By Rosie Townshend-Carter
Molly found herself at 24-years-old on a bathroom floor. She’d suffered a severe seizure. She was rushed to the hospital and sent for a CT scan.
The doctor looked right at her.
“Where are your parents?”
“Not here,” she replied.
“Well, you have a brain tumour.”
They gave her some sedatives and put her into an MRI machine. She was shocked.
“I seriously thought I was dying. Then I thought maybe my parents would finally get me a puppy.”
Her best friend, Liz, a nurse on a neuro floor, sat nearby.
“I could hear her crying and she said she was trying to be strong for me, but she just couldn’t. I knew she knew what this meant.”
Molly Ellen Laura Grady came into my life when I needed her most. After a fresh move to a new, smaller town in Prince Edward Island, I knew only a handful of people and felt lonely.
She was my neighbour and soon to be co-worker after we both landed jobs working on a chicken farm.
We worked in an unheated, dusty barn where you see your breath until 2 p.m. when the sun managed to bring heat to our cold hands.
As the only two girls, we were dressed in six layers of long johns, shirts, sweaters and overalls.
Our friendship grew over being habitually late for work after marathon waits in the Tim Horton’s drive thru, avoiding eye contact with our boss who would stand at the end of the driveway and side-eye us for our lateness, or dragging out our breaks and lunches by laughing the minutes away.
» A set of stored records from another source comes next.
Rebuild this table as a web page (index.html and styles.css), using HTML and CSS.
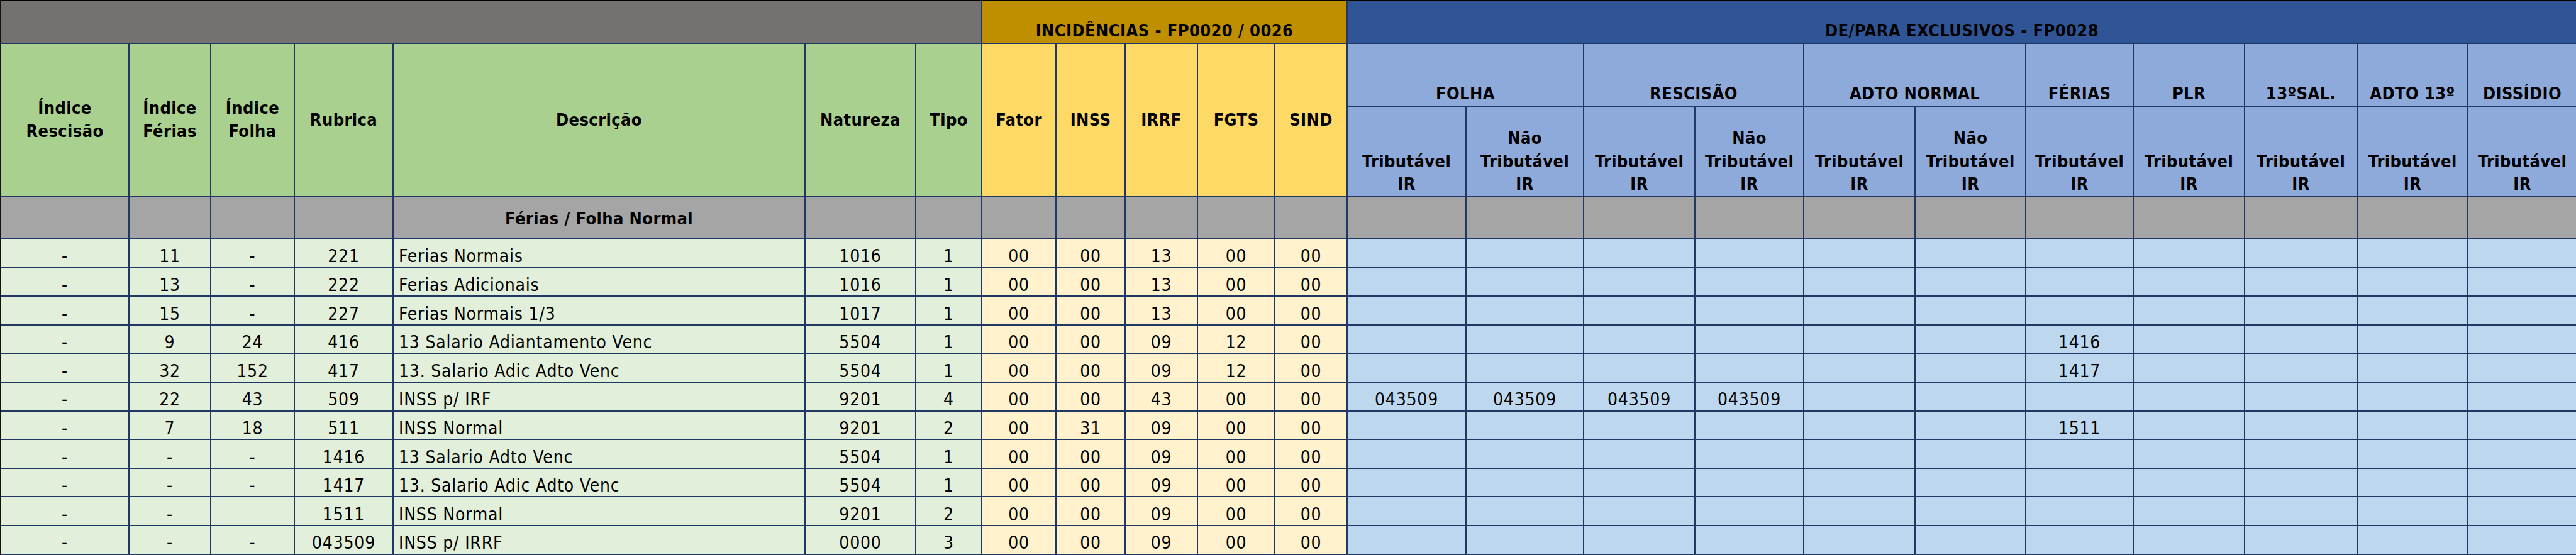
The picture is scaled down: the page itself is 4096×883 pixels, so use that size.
FILE: index.html
```html
<!DOCTYPE html>
<html lang="pt-BR">
<head>
<meta charset="utf-8">
<title>De/Para Rubricas</title>
<link rel="stylesheet" href="styles.css">
</head>
<body>
<div class="sheet">
  <!-- title row -->
  <div class="c t-gray"></div>
  <div class="c t-gold">INCIDÊNCIAS - FP0020 / 0026</div>
  <div class="c t-blue">DE/PARA EXCLUSIVOS - FP0028</div>

  <!-- header rows -->
  <div class="c h-green tall">Índice<br>Rescisão</div>
  <div class="c h-green tall">Índice<br>Férias</div>
  <div class="c h-green tall">Índice<br>Folha</div>
  <div class="c h-green tall">Rubrica</div>
  <div class="c h-green tall">Descrição</div>
  <div class="c h-green tall">Natureza</div>
  <div class="c h-green tall">Tipo</div>
  <div class="c h-yellow tall">Fator</div>
  <div class="c h-yellow tall">INSS</div>
  <div class="c h-yellow tall">IRRF</div>
  <div class="c h-yellow tall">FGTS</div>
  <div class="c h-yellow tall">SIND</div>
  <div class="c h-blue grp pair">FOLHA</div>
  <div class="c h-blue grp pair">RESCISÃO</div>
  <div class="c h-blue grp pair">ADTO NORMAL</div>
  <div class="c h-blue grp">FÉRIAS</div>
  <div class="c h-blue grp">PLR</div>
  <div class="c h-blue grp">13ºSAL.</div>
  <div class="c h-blue grp">ADTO 13º</div>
  <div class="c h-blue grp">DISSÍDIO</div>

  <div class="c h-blue sub">Tributável<br>IR</div>
  <div class="c h-blue sub">Não<br>Tributável<br>IR</div>
  <div class="c h-blue sub">Tributável<br>IR</div>
  <div class="c h-blue sub">Não<br>Tributável<br>IR</div>
  <div class="c h-blue sub">Tributável<br>IR</div>
  <div class="c h-blue sub">Não<br>Tributável<br>IR</div>
  <div class="c h-blue sub">Tributável<br>IR</div>
  <div class="c h-blue sub">Tributável<br>IR</div>
  <div class="c h-blue sub">Tributável<br>IR</div>
  <div class="c h-blue sub">Tributável<br>IR</div>
  <div class="c h-blue sub">Tributável<br>IR</div>

  <!-- section row -->
  <div class="c sec"></div><div class="c sec"></div><div class="c sec"></div><div class="c sec"></div>
  <div class="c sec sec-title">Férias / Folha Normal</div>
  <div class="c sec"></div><div class="c sec"></div><div class="c sec"></div><div class="c sec"></div><div class="c sec"></div><div class="c sec"></div><div class="c sec"></div>
  <div class="c sec"></div><div class="c sec"></div><div class="c sec"></div><div class="c sec"></div><div class="c sec"></div><div class="c sec"></div><div class="c sec"></div><div class="c sec"></div><div class="c sec"></div><div class="c sec"></div><div class="c sec"></div>

  <!-- row 1 -->
  <div class="c g">-</div><div class="c g">11</div><div class="c g">-</div><div class="c g">221</div><div class="c g l">Ferias Normais</div><div class="c g">1016</div><div class="c g">1</div>
  <div class="c y">00</div><div class="c y">00</div><div class="c y">13</div><div class="c y">00</div><div class="c y">00</div>
  <div class="c b"></div><div class="c b"></div><div class="c b"></div><div class="c b"></div><div class="c b"></div><div class="c b"></div><div class="c b"></div><div class="c b"></div><div class="c b"></div><div class="c b"></div><div class="c b"></div>

  <!-- row 2 -->
  <div class="c g">-</div><div class="c g">13</div><div class="c g">-</div><div class="c g">222</div><div class="c g l">Ferias Adicionais</div><div class="c g">1016</div><div class="c g">1</div>
  <div class="c y">00</div><div class="c y">00</div><div class="c y">13</div><div class="c y">00</div><div class="c y">00</div>
  <div class="c b"></div><div class="c b"></div><div class="c b"></div><div class="c b"></div><div class="c b"></div><div class="c b"></div><div class="c b"></div><div class="c b"></div><div class="c b"></div><div class="c b"></div><div class="c b"></div>

  <!-- row 3 -->
  <div class="c g">-</div><div class="c g">15</div><div class="c g">-</div><div class="c g">227</div><div class="c g l">Ferias Normais 1/3</div><div class="c g">1017</div><div class="c g">1</div>
  <div class="c y">00</div><div class="c y">00</div><div class="c y">13</div><div class="c y">00</div><div class="c y">00</div>
  <div class="c b"></div><div class="c b"></div><div class="c b"></div><div class="c b"></div><div class="c b"></div><div class="c b"></div><div class="c b"></div><div class="c b"></div><div class="c b"></div><div class="c b"></div><div class="c b"></div>

  <!-- row 4 -->
  <div class="c g">-</div><div class="c g">9</div><div class="c g">24</div><div class="c g">416</div><div class="c g l">13 Salario Adiantamento Venc</div><div class="c g">5504</div><div class="c g">1</div>
  <div class="c y">00</div><div class="c y">00</div><div class="c y">09</div><div class="c y">12</div><div class="c y">00</div>
  <div class="c b"></div><div class="c b"></div><div class="c b"></div><div class="c b"></div><div class="c b"></div><div class="c b"></div><div class="c b">1416</div><div class="c b"></div><div class="c b"></div><div class="c b"></div><div class="c b"></div>

  <!-- row 5 -->
  <div class="c g">-</div><div class="c g">32</div><div class="c g">152</div><div class="c g">417</div><div class="c g l">13. Salario Adic Adto Venc</div><div class="c g">5504</div><div class="c g">1</div>
  <div class="c y">00</div><div class="c y">00</div><div class="c y">09</div><div class="c y">12</div><div class="c y">00</div>
  <div class="c b"></div><div class="c b"></div><div class="c b"></div><div class="c b"></div><div class="c b"></div><div class="c b"></div><div class="c b">1417</div><div class="c b"></div><div class="c b"></div><div class="c b"></div><div class="c b"></div>

  <!-- row 6 -->
  <div class="c g">-</div><div class="c g">22</div><div class="c g">43</div><div class="c g">509</div><div class="c g l">INSS p/ IRF</div><div class="c g">9201</div><div class="c g">4</div>
  <div class="c y">00</div><div class="c y">00</div><div class="c y">43</div><div class="c y">00</div><div class="c y">00</div>
  <div class="c b">043509</div><div class="c b">043509</div><div class="c b">043509</div><div class="c b">043509</div><div class="c b"></div><div class="c b"></div><div class="c b"></div><div class="c b"></div><div class="c b"></div><div class="c b"></div><div class="c b"></div>

  <!-- row 7 -->
  <div class="c g">-</div><div class="c g">7</div><div class="c g">18</div><div class="c g">511</div><div class="c g l">INSS Normal</div><div class="c g">9201</div><div class="c g">2</div>
  <div class="c y">00</div><div class="c y">31</div><div class="c y">09</div><div class="c y">00</div><div class="c y">00</div>
  <div class="c b"></div><div class="c b"></div><div class="c b"></div><div class="c b"></div><div class="c b"></div><div class="c b"></div><div class="c b">1511</div><div class="c b"></div><div class="c b"></div><div class="c b"></div><div class="c b"></div>

  <!-- row 8 -->
  <div class="c g">-</div><div class="c g">-</div><div class="c g">-</div><div class="c g">1416</div><div class="c g l">13 Salario Adto Venc</div><div class="c g">5504</div><div class="c g">1</div>
  <div class="c y">00</div><div class="c y">00</div><div class="c y">09</div><div class="c y">00</div><div class="c y">00</div>
  <div class="c b"></div><div class="c b"></div><div class="c b"></div><div class="c b"></div><div class="c b"></div><div class="c b"></div><div class="c b"></div><div class="c b"></div><div class="c b"></div><div class="c b"></div><div class="c b"></div>

  <!-- row 9 -->
  <div class="c g">-</div><div class="c g">-</div><div class="c g">-</div><div class="c g">1417</div><div class="c g l">13. Salario Adic Adto Venc</div><div class="c g">5504</div><div class="c g">1</div>
  <div class="c y">00</div><div class="c y">00</div><div class="c y">09</div><div class="c y">00</div><div class="c y">00</div>
  <div class="c b"></div><div class="c b"></div><div class="c b"></div><div class="c b"></div><div class="c b"></div><div class="c b"></div><div class="c b"></div><div class="c b"></div><div class="c b"></div><div class="c b"></div><div class="c b"></div>

  <!-- row 10 -->
  <div class="c g">-</div><div class="c g">-</div><div class="c g"></div><div class="c g">1511</div><div class="c g l">INSS Normal</div><div class="c g">9201</div><div class="c g">2</div>
  <div class="c y">00</div><div class="c y">00</div><div class="c y">09</div><div class="c y">00</div><div class="c y">00</div>
  <div class="c b"></div><div class="c b"></div><div class="c b"></div><div class="c b"></div><div class="c b"></div><div class="c b"></div><div class="c b"></div><div class="c b"></div><div class="c b"></div><div class="c b"></div><div class="c b"></div>

  <!-- row 11 -->
  <div class="c g">-</div><div class="c g">-</div><div class="c g">-</div><div class="c g">043509</div><div class="c g l">INSS p/ IRRF</div><div class="c g">0000</div><div class="c g">3</div>
  <div class="c y">00</div><div class="c y">00</div><div class="c y">09</div><div class="c y">00</div><div class="c y">00</div>
  <div class="c b"></div><div class="c b"></div><div class="c b"></div><div class="c b"></div><div class="c b"></div><div class="c b"></div><div class="c b"></div><div class="c b"></div><div class="c b"></div><div class="c b"></div><div class="c b"></div>
</div>
</body>
</html>
```

FILE: styles.css
```css
html, body {
  margin: 0;
  padding: 0;
  background: #ffffff;
}

body {
  font-family: "DejaVu Sans Condensed", "DejaVu Sans", sans-serif;
  font-size: 28px;
  color: #000000;
}

.sheet {
  width: 4096px;
  height: 883px;
  box-sizing: border-box;
  display: grid;
  grid-template-columns:
    202px 128px 131px 155px 653px 174px 103px
    116px 108px 113px 121px 113px
    187px 185px 175px 171px 175px 174px 169px 175px 177px 174px 171px;
  grid-template-rows: 66px 99px 141px 65px repeat(11, 43.6px);
  gap: 2px;
  background: #203864;
  border-top: 2px solid #000000;
  border-left: 2px solid #111111;
  padding-bottom: 2px;
}

.c {
  display: flex;
  align-items: flex-end;
  justify-content: center;
  text-align: center;
  line-height: 1.15;
  white-space: nowrap;
}

/* title row */
.t-gray {
  grid-column: 1 / 8;
  background: #757171;
}
.t-gold,
.t-blue {
  font-size: 27px;
  font-weight: bold;
  letter-spacing: 0.4px;
  line-height: 1.22;
  padding-bottom: 2px;
}
.t-gold {
  grid-column: 8 / 13;
  background: #bf8f00;
}
.t-blue {
  grid-column: 13 / 24;
  background: #2f5597;
}

/* headers */
.h-green,
.h-yellow,
.h-blue {
  font-size: 27px;
  font-weight: bold;
  letter-spacing: 0.4px;
  line-height: 1.36;
}
.tall {
  grid-row: span 2;
  align-items: center;
}
.h-green { background: #a9d08e; }
.h-yellow { background: #ffd966; }
.h-blue { background: #8eaadb; }
.grp { padding-bottom: 1px; }
.pair { grid-column: span 2; }
.sub { padding-bottom: 0; }

/* section row */
.sec { background: #a5a5a5; }
.sec-title {
  align-items: center;
  font-size: 27px;
  font-weight: bold;
  letter-spacing: 0.4px;
  line-height: 1.22;
  padding-top: 4px;
}

/* data cells */
.g,
.y,
.b {
  letter-spacing: 0.8px;
}
.g { background: #e2efda; }
.y { background: #fff2cc; }
.b { background: #bdd7ee; }
.l {
  justify-content: flex-start;
  padding-left: 8px;
}
```
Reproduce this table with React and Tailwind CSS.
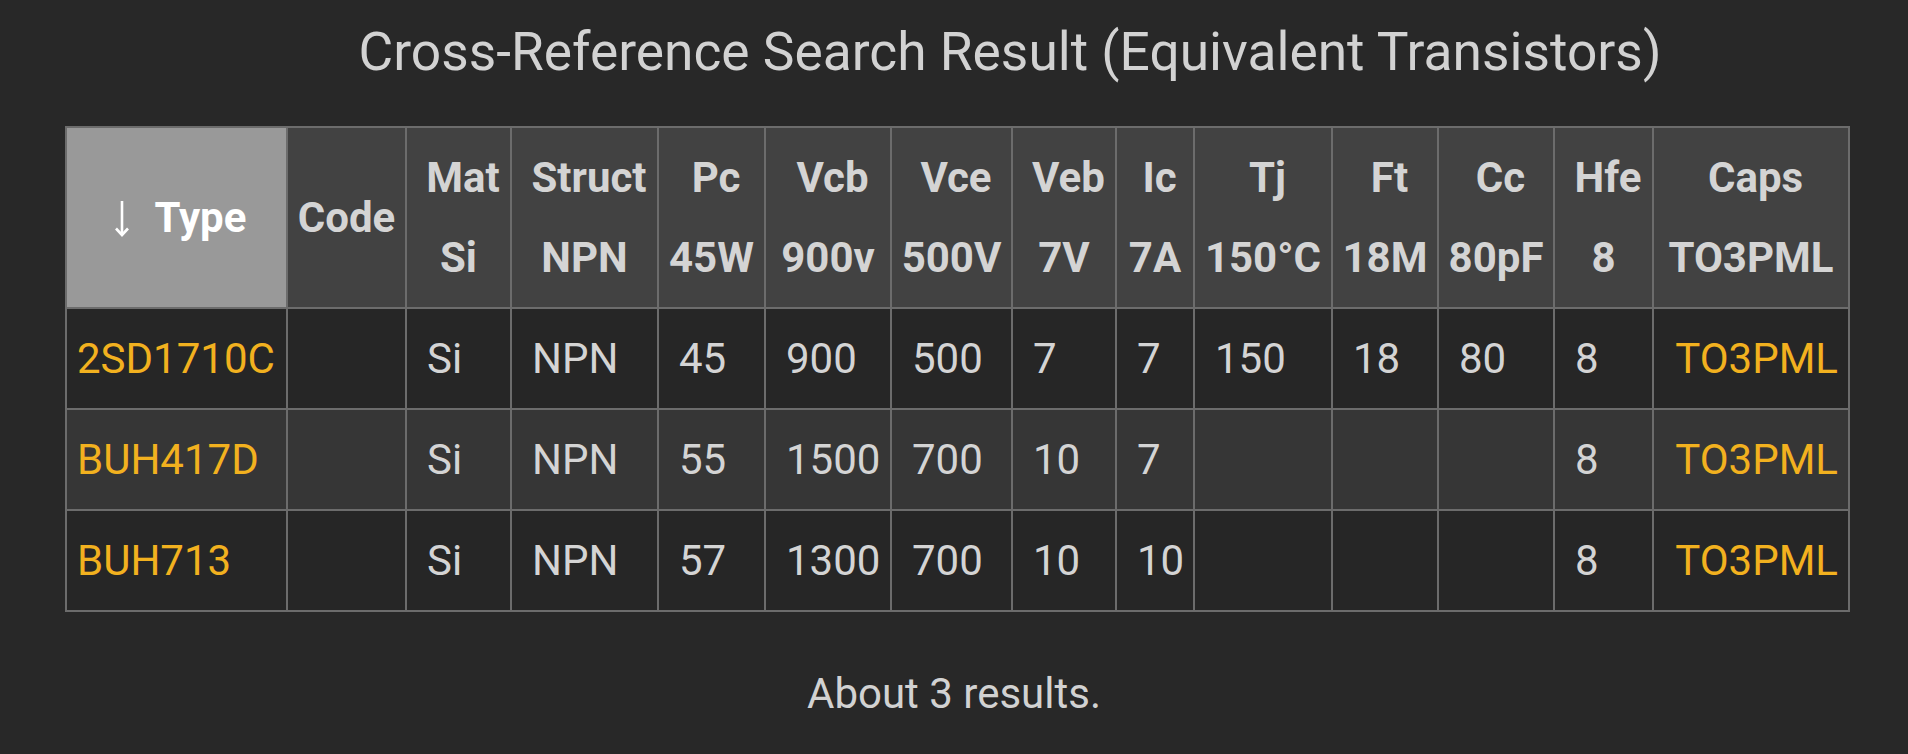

My personal life was turning ugly, with late night fights and tension. Molly shared a wall with us, so she knew what was going on. After one particularly messy fight, I walked over in tears, desperate for someone to talk to.
I walked in to see her forgiving face, offering me a place to talk. She made me realize the life I was living was unhealthy and, even though that meant she would get in the way of an old friend and this new one, she gave me the hard but loving facts that popped the perfect bubble I was living in.
When the relationship that brought me to this town faded away, I knew she would be a friend I would keep.
I went to Ontario for the summer, she continued working until she spent a semester away in Barbados. After her time living on a tropical island, she became my roommate, a breath of fresh air after living with two men for four months.
The first month we renovated a bathroom, painted various rooms and hunted for decorating bargains. Most of our best ideas came late at night, around 3 a.m., when hanging that towel rack couldn’t wait until sunrise. We tried to stifle our laughter when an angry roommate would emerge, berating us for making noise.
But the best nights were the ones where we would bond over traumatic childhood events that no one else we knew could understand.
We had both struggled in silence for years, until it became evident we were fighting the same battle, now together.
Her cousin Bella Grady, will never forget the moment she found out.
“I stared at my phone for a good five minutes, trying to understand what this meant. The only thing I could say was ‘in your brain?’” said Bella.
She has already asked if I would shave my head, something I know she finds cheesy, just to make me laugh. Bella, who has half a shaved head, also said she made the joke, saying they could be “twins.”
For many, the tumour diagnosis would feel like a death sentence. But Molly has handled it with poise and humour. It comes from her father.
“I texted my dad and I meant to say ‘brain tumour’ but I typed ‘Brian tumour’, so now he exclusively calls my brain tumour ‘Brian’ and introduces him as that.”
I witnessed their relationship at my birthday dinner with Molly and her dad, John. A former Saint John police office, he is a strong man with a heart you can see broke over this tumour in his only daughter.
But, like Molly, he finds the humour. He knows what makes her smile. When she requested no bacon bits on her salad, he told the waitress, “Brian doesn’t like bacon.”
The hardest part for Molly was telling her family, especially her aunt Krista Grady and cousin Bella. I imagine when all three are in the same room, no one else can get a word in edge-wise over the boom of laughter.
“I don’t even think I cried. I was numb. I remember thinking how proud I was of her, the way she explained it all to me,” said Krista.
Molly’s last semester of her fourth year was halted due to hospital visits, appointments and trips between P.E.I. and her home province of New Brunswick.
“The thought of ‘what now’ is enough to have a big impact on anyone’s life,” said Bella.
To the relief of many, the tumour was benign. Molly’s not out of the woods just yet. Doctors believe the seizure was triggered by the tumour’s growth. The tumour is the size of a chicken nugget and it is located over her ear. She is on medication to help prevent any future seizures. If the tumour continues to grow, she need emergency brain surgery.
This tumour has tried to slow down her future plans, something she won’t let happen.
“She has too much life in her, too much love, too many dreams and too many plans for it to stop her or deter her from all that she has ever imagined herself doing,” Krista said.
Bella agrees, adding Molly is already a walking Band-Aid.
“She has more bumps and scars on her than I can count on all my fingers and toes, it’s going to take a little more than a brain tumour to stop her.”